Friday, July 01, 2011

Where Are the Women?

Sometimes I wonder if I am the only one who notices that only 2 of the 15 members of the Board of Aldermen are women. Both are Democrats, Joyce Petteway and Anne Phelan. Petteway and Phelan were the only women candidates for Board of Aldermen in 2009, out of a grand total of 24 candidates from three parties. The Republicans and the Independents did not have even one woman candidate.

2007 was a banner year for Waterbury women in politics, one of the best in recent years (but still not that great). The Democrats had four women out of their allotted nine candidates: Petteway, Phelan, Sandra Ramirez and Laurie Singer Russo. The Republicans still had no women candidates, while the Independents had one, Allyson Modica.

I'm not sure how to interpret this data (more research is needed). Do women in Waterbury lack interest in being on the Board of Aldermen? If so, why? Should there be some sort of tripartisan outreach program to get more women involved? Alternatively, are women being shut out of Waterbury politics by men controlling Town Committees? (hey Republicans: no women Aldermanic candidates in years? really? none?)

It would be nice to believe that we live in an enlightened era, that since it is 2011, nearly 100 years after women were given the right to vote, women would be viewed as equals by men. Unfortunately, there are still many men who marginalize women, who don't think of them as leaders, who make jokes about women being inherently inferior to men, and who are intimidated by strong women. The situation certainly has improved over the decades--thank goodness we are finally in an era when women are taken seriously as candidates for President even if they are embarrassingly clueless about U.S. history--but we still have a ways to go. The demographics of the Board of Aldermen is stark evidence of that.

I'm looking forward to seeing what happens this year. Will the Republicans, who have been struggling for years, finally realize that half the city voters are women and should have representation in city government? Will all three parties put at least four women candidates on their Aldermanic slates to better represent the city residents, or are there simply not enough qualified women who are interested? I'm going to be looking for the answer to that last question, and I'm going to be looking to get more women involved in local politics.

To the women reading this (including those not in Waterbury): if you're not involved in local politics, why is that?  Please share. (anonymous comments are fine)


Bryan P. Baker said...

I know that in the past, women were usualy placed on the slate for Board of Education. In fact, at the moment there are more women on the Board of Education (3) then on the Board of Aldermen (2).

This may be a result of more women wanting to be on the Board of Education, but it is open for discussion.

Waterbury Girl said...

The presence of more women on the Board of Education could be attributed to the same potential chauvinism that hypothetically is keeping the Board of Aldermen dominated by men, the concept that women are best suited for matters concerning children, not for the world at large. There is a long-standing belief that a woman's sphere of influence should remain in the home and in grammar schools. I don't know that this is an actual reason for more women being on the Board of Ed, but I think it definitely needs to be considered.

Anonymous said...

It is just like other things where we say that we should go out and recruit because there aren't enough.
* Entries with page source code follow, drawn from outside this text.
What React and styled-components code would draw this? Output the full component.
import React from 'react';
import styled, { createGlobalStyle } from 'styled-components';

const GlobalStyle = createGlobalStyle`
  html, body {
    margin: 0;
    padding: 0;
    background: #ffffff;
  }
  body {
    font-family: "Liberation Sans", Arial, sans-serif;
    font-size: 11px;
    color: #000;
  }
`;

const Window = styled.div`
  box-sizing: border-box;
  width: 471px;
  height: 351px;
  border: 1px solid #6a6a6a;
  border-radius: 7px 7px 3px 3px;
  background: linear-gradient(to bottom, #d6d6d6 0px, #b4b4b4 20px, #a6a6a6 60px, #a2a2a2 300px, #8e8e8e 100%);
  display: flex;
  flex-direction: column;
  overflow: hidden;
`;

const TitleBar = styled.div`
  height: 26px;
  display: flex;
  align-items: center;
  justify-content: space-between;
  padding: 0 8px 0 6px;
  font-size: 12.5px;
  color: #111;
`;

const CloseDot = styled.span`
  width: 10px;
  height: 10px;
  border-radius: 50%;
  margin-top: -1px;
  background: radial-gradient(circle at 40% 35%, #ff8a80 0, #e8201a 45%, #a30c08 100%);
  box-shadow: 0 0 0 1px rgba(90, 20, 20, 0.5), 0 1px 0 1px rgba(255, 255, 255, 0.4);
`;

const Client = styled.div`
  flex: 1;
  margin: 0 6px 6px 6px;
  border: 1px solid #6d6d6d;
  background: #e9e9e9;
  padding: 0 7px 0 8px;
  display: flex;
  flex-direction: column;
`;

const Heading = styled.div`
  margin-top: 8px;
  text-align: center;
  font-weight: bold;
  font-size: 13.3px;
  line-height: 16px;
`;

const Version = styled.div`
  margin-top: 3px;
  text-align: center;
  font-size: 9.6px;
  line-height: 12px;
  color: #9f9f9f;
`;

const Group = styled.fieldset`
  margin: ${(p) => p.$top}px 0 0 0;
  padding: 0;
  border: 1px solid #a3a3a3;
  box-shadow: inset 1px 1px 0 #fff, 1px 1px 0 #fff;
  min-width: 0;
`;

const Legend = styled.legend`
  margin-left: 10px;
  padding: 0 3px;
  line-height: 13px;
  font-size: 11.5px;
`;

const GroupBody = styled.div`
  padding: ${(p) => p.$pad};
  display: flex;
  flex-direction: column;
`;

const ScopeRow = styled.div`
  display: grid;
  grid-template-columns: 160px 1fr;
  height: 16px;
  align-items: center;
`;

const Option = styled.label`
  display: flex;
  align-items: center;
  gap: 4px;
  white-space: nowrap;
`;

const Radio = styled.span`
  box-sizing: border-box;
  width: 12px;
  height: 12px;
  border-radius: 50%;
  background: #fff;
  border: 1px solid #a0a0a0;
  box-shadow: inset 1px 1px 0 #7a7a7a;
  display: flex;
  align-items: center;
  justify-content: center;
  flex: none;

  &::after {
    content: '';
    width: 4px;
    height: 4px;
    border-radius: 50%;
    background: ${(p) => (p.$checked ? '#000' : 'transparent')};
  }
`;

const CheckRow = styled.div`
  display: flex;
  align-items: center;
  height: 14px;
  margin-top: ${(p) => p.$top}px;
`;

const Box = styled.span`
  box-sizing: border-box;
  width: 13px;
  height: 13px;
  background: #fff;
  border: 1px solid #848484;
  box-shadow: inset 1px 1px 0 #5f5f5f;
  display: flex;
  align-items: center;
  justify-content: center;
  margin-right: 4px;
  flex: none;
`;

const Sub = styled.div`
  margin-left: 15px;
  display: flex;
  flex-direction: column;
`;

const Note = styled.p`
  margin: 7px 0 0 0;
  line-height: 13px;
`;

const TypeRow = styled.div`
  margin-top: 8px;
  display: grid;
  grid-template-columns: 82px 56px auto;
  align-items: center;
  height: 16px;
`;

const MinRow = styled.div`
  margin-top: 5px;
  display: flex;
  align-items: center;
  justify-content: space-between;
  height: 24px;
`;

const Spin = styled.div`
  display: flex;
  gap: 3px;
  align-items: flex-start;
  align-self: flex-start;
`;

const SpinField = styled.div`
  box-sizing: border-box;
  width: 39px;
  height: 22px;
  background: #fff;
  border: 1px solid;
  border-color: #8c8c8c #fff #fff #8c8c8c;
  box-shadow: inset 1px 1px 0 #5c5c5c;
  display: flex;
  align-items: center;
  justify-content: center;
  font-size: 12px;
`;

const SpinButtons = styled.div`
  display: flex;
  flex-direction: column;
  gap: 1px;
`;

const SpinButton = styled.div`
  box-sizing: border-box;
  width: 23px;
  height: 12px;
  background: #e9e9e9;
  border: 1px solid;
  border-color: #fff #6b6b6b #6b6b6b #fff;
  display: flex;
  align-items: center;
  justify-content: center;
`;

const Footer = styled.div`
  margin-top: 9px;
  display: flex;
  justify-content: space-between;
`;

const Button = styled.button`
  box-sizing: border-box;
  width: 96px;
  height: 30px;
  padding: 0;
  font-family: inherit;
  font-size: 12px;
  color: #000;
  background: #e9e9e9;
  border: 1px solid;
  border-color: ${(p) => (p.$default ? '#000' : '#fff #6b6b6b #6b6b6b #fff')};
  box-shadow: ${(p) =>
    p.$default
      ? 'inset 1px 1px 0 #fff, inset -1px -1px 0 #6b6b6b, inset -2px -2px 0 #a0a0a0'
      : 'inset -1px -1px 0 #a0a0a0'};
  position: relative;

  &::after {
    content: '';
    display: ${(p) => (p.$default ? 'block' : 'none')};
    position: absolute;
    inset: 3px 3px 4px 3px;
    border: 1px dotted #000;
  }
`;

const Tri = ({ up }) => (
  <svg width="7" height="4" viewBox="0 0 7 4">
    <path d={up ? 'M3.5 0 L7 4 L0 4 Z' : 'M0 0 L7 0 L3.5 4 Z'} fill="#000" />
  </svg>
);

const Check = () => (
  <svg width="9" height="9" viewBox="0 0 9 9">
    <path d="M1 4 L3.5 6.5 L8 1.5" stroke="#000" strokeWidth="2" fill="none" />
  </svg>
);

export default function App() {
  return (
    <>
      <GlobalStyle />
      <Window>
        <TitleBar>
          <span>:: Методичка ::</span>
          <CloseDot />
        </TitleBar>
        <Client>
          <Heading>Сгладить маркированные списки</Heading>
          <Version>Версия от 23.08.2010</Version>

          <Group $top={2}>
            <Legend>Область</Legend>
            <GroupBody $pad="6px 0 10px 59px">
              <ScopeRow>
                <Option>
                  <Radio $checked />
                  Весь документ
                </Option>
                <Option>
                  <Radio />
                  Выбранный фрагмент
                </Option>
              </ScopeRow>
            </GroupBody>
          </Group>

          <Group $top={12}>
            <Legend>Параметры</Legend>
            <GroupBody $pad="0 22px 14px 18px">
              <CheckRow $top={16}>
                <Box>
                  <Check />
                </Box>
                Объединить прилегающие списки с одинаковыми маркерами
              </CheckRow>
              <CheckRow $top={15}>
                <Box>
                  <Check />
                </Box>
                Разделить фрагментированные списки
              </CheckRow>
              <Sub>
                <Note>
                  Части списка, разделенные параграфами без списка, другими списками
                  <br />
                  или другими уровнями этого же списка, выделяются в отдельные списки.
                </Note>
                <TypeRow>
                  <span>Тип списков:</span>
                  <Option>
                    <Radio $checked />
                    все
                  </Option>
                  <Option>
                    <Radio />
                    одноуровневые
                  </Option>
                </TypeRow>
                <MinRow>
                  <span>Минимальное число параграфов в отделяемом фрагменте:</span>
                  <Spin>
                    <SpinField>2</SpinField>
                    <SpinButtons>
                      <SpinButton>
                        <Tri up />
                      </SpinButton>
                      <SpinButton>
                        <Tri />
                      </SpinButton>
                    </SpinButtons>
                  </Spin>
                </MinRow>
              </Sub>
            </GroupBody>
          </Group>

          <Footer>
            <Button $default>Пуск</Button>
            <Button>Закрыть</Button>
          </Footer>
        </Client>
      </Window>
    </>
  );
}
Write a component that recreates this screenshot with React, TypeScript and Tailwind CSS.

Women just like others should know that it is up to us to decide if we want to run for office or a board. No one should have to come out to give us a personal invitation.

If we saw many women trying to run for office or a board and not getting a chance to be on the slate, then I would say that the "good old boy" network is pushing them out, but women need to try for themselves.

There are times then I think we are so busy multitasking and juggling so many things, that we just don't have the time.

There are several women I would love to see on the BoA, but they need to get out there and make themselves known.

Lets face it, despite our myriad of problems in Waterbury!, it is still a wonderful city because of many men and women who do a variety of things to enhance our city.

If some of them were in power, it would be even better.

If some knew how to get jobs into this city, then they would be a shoe-in for any position they wanted.

In the meantime, lets just keep working from where we are and celebrate our city and if any women wish to run for office or BoA, then, GO FOR IT!

Bryan P. Baker said...

"If we saw many women trying to run for office or a board and not getting a chance to be on the slate..."

There is the issue with trying to pin down why the numbers are what they are. We rarely know how many people put there names forward for the seats on the BOE or BOA. Therefore, we don't know if women are being turned away or if they are not stepping forward. Until we know that, unfortunately, it's a purely hypothetical discussion.